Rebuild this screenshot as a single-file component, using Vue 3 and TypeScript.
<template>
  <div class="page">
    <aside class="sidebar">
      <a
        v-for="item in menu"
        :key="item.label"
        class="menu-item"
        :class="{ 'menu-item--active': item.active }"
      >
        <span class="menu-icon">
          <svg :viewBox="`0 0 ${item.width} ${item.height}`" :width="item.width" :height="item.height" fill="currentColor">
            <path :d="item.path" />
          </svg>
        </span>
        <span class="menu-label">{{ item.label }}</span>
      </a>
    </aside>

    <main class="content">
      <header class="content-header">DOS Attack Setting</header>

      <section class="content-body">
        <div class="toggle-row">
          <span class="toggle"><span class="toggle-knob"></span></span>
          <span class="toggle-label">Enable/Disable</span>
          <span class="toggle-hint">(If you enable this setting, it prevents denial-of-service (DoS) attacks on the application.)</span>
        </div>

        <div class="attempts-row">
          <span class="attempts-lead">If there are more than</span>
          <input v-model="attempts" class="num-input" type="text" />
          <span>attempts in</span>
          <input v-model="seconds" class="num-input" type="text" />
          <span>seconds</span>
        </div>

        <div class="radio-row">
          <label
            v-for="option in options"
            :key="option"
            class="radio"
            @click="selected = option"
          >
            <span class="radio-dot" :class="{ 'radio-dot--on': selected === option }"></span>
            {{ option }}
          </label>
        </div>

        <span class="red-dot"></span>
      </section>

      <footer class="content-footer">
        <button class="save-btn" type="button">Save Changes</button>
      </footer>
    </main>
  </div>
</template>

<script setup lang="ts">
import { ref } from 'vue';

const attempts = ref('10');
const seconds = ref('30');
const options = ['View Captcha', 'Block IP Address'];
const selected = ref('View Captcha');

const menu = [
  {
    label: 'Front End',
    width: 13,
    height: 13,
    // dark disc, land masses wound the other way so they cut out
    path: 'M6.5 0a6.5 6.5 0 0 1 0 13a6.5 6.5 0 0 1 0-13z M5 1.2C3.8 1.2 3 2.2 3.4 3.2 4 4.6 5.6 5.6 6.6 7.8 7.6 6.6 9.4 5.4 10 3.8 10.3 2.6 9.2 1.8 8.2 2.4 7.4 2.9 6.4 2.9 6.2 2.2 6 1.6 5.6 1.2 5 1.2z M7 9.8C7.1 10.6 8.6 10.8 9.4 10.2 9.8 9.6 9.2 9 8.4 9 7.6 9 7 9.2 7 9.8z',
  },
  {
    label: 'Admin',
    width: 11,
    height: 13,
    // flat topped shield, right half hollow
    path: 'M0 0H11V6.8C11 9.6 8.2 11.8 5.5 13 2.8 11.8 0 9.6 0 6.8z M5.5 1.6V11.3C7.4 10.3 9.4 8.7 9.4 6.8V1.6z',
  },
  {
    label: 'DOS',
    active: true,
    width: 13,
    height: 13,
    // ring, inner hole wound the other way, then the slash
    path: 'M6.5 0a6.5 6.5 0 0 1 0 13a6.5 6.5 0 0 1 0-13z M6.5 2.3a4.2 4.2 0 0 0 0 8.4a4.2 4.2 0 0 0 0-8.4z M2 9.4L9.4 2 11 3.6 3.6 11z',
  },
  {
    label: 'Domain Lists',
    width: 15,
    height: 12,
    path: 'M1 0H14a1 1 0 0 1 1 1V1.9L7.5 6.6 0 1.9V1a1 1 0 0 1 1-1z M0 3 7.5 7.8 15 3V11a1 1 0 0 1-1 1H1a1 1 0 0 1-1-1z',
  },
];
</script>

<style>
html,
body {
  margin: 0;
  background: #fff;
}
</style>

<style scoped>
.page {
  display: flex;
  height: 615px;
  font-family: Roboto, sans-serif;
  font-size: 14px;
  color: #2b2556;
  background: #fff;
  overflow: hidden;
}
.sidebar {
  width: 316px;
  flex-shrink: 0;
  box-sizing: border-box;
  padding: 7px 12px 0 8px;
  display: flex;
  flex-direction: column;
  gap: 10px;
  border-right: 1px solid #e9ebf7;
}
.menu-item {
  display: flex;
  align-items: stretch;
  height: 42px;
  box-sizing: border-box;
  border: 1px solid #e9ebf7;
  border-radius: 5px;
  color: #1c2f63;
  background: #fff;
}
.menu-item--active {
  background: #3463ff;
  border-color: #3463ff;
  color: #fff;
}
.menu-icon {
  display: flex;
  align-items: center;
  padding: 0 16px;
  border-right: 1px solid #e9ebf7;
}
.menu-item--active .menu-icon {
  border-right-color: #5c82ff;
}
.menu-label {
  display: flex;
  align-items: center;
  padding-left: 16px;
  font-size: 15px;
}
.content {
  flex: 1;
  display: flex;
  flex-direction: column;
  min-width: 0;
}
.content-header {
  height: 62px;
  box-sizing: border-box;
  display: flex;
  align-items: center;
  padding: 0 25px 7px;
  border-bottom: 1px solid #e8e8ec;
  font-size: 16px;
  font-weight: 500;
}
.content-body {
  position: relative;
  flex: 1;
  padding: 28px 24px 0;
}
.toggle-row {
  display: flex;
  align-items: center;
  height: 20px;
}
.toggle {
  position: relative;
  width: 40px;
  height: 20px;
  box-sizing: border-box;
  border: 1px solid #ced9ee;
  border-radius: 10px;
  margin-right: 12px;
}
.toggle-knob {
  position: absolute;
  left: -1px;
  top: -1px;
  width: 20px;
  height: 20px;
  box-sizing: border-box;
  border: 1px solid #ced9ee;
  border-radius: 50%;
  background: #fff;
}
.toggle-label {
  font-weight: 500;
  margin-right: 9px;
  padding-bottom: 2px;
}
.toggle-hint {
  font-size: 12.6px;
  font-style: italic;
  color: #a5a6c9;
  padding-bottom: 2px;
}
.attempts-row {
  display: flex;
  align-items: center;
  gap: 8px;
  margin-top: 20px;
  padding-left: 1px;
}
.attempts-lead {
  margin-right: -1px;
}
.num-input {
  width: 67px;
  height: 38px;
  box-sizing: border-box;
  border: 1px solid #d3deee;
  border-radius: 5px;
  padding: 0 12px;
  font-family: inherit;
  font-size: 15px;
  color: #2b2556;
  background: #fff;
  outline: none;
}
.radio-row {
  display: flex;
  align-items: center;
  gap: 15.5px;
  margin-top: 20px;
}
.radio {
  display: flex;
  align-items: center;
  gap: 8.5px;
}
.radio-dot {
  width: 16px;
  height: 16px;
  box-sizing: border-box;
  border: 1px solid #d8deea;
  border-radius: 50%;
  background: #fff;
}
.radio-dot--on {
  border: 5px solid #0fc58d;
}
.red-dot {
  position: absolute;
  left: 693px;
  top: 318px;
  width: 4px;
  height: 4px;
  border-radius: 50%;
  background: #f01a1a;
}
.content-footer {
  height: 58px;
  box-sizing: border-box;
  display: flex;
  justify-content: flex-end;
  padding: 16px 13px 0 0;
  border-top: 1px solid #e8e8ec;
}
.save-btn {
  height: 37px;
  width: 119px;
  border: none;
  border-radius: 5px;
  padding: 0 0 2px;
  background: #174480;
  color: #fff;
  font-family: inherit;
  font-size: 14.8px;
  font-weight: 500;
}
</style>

——————

Exercise prompt -> Check every line of the data above for the string "this", and copy those that have it.

Expected answer ->
Rebuild this screenshot as a single-file component, using Vue 3 and TypeScript.
          <span class="toggle-hint">(If you enable this setting, it prevents denial-of-service (DoS) attacks on the application.)</span>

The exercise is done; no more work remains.